» Stated goal: Give again only those lines from the start of the entries through the line holding "['chopper', 'robin', 'luffy', 'brook', 'zoro', 'leo'];", leaving them as they are.

[Interface markup and scripts]
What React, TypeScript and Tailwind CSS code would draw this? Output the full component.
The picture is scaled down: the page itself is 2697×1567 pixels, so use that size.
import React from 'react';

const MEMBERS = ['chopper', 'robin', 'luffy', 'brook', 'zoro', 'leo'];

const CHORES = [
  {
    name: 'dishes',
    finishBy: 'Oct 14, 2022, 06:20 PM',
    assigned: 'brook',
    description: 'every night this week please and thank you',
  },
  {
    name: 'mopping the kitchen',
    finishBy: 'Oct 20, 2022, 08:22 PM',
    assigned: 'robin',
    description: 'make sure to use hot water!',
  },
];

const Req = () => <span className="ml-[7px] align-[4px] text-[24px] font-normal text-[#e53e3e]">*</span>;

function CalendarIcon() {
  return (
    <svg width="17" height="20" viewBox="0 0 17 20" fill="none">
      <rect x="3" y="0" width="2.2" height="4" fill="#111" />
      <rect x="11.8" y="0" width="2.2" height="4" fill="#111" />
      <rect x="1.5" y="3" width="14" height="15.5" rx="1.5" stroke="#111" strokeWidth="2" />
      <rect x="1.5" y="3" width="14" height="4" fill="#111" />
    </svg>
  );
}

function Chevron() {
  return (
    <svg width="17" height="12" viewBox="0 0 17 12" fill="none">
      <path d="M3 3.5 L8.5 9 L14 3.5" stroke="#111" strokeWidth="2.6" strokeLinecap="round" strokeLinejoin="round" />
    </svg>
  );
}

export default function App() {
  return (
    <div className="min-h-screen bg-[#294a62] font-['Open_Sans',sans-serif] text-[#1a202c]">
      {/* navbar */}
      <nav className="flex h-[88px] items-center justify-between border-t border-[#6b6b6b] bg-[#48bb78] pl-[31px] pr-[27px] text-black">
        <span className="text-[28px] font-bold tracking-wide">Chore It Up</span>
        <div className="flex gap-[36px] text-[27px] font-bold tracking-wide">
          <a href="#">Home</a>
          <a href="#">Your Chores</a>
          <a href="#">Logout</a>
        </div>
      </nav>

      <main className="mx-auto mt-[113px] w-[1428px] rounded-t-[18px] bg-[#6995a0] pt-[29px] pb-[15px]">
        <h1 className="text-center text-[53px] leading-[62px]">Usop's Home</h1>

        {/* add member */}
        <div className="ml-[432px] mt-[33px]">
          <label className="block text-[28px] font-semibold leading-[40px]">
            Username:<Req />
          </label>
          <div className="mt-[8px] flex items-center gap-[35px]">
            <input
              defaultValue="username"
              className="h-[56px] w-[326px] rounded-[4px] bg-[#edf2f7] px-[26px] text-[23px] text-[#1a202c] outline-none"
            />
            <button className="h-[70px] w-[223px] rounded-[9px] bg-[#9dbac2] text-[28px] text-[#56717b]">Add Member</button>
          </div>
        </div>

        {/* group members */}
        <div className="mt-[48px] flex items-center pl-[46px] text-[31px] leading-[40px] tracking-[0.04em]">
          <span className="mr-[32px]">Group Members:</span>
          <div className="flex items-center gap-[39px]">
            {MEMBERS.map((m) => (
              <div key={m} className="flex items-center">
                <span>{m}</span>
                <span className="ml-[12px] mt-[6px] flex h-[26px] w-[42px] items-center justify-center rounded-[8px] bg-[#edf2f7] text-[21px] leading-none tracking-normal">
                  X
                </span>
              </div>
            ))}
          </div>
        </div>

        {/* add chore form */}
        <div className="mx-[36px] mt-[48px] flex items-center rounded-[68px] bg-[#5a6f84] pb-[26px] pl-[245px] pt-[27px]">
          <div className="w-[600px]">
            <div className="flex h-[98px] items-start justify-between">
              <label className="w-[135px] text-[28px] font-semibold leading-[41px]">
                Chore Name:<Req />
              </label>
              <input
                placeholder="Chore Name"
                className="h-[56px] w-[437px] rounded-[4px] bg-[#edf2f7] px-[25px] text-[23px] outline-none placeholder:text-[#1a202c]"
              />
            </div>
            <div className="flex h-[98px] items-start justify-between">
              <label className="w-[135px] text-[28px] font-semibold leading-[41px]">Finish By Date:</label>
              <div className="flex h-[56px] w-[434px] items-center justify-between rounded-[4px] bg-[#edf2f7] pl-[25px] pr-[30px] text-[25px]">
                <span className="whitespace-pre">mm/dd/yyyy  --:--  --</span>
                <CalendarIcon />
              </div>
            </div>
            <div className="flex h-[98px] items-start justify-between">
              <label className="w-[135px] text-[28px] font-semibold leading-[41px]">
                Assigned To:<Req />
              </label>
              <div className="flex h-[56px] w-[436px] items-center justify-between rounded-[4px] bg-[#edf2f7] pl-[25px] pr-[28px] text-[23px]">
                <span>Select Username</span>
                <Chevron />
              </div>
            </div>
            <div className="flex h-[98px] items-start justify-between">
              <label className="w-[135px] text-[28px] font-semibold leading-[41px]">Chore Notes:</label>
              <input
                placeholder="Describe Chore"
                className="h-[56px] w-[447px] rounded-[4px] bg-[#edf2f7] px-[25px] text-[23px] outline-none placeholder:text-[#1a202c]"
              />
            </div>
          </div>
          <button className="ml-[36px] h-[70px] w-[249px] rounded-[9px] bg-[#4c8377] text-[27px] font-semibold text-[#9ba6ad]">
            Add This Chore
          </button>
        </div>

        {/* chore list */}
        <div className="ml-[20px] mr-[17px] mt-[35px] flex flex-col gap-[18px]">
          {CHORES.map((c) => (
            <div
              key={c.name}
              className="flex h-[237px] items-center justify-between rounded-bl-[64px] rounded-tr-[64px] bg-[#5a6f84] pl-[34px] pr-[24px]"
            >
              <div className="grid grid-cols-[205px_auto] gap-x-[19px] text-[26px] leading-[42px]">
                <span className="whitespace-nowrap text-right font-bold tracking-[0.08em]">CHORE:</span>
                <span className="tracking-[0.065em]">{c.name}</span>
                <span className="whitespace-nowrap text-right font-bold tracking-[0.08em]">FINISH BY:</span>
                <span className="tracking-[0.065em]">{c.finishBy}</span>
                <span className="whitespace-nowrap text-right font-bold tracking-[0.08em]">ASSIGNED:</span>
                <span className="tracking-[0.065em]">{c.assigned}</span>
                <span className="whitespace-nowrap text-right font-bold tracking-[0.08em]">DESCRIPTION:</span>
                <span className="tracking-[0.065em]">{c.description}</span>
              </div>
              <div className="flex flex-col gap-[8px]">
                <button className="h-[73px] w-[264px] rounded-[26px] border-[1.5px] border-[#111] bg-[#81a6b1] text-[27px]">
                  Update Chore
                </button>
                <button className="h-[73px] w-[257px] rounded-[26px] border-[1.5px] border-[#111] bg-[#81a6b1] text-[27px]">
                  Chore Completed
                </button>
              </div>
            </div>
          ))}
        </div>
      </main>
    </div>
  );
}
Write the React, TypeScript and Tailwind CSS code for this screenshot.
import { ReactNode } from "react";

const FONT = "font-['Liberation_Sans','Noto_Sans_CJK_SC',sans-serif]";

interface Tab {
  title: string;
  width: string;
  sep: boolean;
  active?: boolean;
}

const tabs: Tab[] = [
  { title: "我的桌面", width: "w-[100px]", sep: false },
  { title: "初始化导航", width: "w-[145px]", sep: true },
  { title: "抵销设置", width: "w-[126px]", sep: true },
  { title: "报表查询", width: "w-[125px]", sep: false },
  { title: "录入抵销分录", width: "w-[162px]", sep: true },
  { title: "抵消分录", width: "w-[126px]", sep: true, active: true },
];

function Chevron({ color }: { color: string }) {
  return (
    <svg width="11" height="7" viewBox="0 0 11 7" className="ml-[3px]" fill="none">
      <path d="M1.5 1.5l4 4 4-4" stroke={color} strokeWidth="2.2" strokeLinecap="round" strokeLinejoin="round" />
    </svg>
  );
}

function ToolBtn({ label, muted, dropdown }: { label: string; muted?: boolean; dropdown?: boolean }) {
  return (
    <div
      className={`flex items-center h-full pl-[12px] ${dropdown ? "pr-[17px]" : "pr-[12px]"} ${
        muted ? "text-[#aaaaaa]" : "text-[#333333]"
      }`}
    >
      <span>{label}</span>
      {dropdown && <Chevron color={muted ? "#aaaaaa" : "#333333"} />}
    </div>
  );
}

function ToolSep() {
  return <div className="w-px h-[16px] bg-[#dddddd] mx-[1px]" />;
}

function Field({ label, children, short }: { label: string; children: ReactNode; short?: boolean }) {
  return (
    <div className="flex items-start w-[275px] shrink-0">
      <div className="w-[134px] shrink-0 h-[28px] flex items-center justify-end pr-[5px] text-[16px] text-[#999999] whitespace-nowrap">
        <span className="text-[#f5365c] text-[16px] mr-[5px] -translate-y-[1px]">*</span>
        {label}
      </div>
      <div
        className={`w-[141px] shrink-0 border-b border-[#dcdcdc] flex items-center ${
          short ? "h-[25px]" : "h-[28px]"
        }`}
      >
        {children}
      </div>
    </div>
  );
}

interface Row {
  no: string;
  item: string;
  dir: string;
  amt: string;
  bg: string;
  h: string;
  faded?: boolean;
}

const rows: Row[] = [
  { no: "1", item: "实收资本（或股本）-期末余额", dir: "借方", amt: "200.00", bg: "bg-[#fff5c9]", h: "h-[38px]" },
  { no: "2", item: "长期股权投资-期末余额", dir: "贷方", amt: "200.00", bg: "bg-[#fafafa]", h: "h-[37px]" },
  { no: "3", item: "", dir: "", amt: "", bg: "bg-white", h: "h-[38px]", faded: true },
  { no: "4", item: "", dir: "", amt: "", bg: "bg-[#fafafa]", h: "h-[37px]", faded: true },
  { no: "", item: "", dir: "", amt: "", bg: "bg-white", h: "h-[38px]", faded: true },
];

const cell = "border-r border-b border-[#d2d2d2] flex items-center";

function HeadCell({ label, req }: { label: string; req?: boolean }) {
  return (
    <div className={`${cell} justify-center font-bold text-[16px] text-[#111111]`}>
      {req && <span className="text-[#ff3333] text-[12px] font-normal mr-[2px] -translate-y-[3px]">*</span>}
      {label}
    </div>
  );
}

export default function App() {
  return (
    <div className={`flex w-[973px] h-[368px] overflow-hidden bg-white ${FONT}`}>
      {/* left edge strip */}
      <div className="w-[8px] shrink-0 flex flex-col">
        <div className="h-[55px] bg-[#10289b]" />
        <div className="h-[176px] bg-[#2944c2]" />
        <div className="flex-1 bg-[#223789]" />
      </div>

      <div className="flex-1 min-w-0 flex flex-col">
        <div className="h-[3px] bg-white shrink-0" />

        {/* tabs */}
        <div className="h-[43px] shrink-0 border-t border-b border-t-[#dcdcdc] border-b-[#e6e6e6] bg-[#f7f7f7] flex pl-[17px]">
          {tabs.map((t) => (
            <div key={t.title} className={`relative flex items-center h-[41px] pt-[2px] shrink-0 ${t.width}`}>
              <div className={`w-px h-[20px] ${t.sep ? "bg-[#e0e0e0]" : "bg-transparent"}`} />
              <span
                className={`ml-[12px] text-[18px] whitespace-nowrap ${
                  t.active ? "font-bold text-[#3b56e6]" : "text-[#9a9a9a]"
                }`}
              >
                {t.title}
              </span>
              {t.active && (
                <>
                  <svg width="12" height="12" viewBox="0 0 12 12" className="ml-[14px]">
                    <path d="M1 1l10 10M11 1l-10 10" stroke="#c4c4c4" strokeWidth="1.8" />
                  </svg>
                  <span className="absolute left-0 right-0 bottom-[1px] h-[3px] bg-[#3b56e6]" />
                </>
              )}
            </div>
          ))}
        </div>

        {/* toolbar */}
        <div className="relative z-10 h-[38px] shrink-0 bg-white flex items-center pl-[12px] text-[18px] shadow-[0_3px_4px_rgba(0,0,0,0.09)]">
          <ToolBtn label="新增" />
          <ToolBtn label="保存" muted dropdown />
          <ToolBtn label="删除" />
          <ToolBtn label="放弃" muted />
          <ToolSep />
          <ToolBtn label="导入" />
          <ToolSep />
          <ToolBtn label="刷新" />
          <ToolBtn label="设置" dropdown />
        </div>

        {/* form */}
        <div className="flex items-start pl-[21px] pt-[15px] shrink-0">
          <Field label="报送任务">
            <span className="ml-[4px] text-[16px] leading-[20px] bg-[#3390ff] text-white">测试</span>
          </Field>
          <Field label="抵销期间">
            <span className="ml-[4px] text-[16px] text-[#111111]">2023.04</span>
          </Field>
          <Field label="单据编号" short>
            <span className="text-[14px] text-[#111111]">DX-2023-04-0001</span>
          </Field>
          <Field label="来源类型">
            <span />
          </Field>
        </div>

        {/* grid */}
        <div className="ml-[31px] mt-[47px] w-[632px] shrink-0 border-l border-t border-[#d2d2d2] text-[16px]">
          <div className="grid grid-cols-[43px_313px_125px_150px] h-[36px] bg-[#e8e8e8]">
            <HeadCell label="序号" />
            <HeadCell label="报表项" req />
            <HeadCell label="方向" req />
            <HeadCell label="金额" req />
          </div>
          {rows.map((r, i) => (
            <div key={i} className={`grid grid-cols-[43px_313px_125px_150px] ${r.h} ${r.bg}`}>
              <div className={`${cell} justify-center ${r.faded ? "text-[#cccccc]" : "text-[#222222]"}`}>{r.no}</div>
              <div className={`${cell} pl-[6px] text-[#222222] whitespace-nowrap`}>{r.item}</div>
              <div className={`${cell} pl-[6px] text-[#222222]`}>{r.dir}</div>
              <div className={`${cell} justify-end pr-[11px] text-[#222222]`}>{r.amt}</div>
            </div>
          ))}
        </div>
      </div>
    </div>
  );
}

» Answer to this task:
What React, TypeScript and Tailwind CSS code would draw this? Output the full component.
The picture is scaled down: the page itself is 2697×1567 pixels, so use that size.
import React from 'react';

const MEMBERS = ['chopper', 'robin', 'luffy', 'brook', 'zoro', 'leo'];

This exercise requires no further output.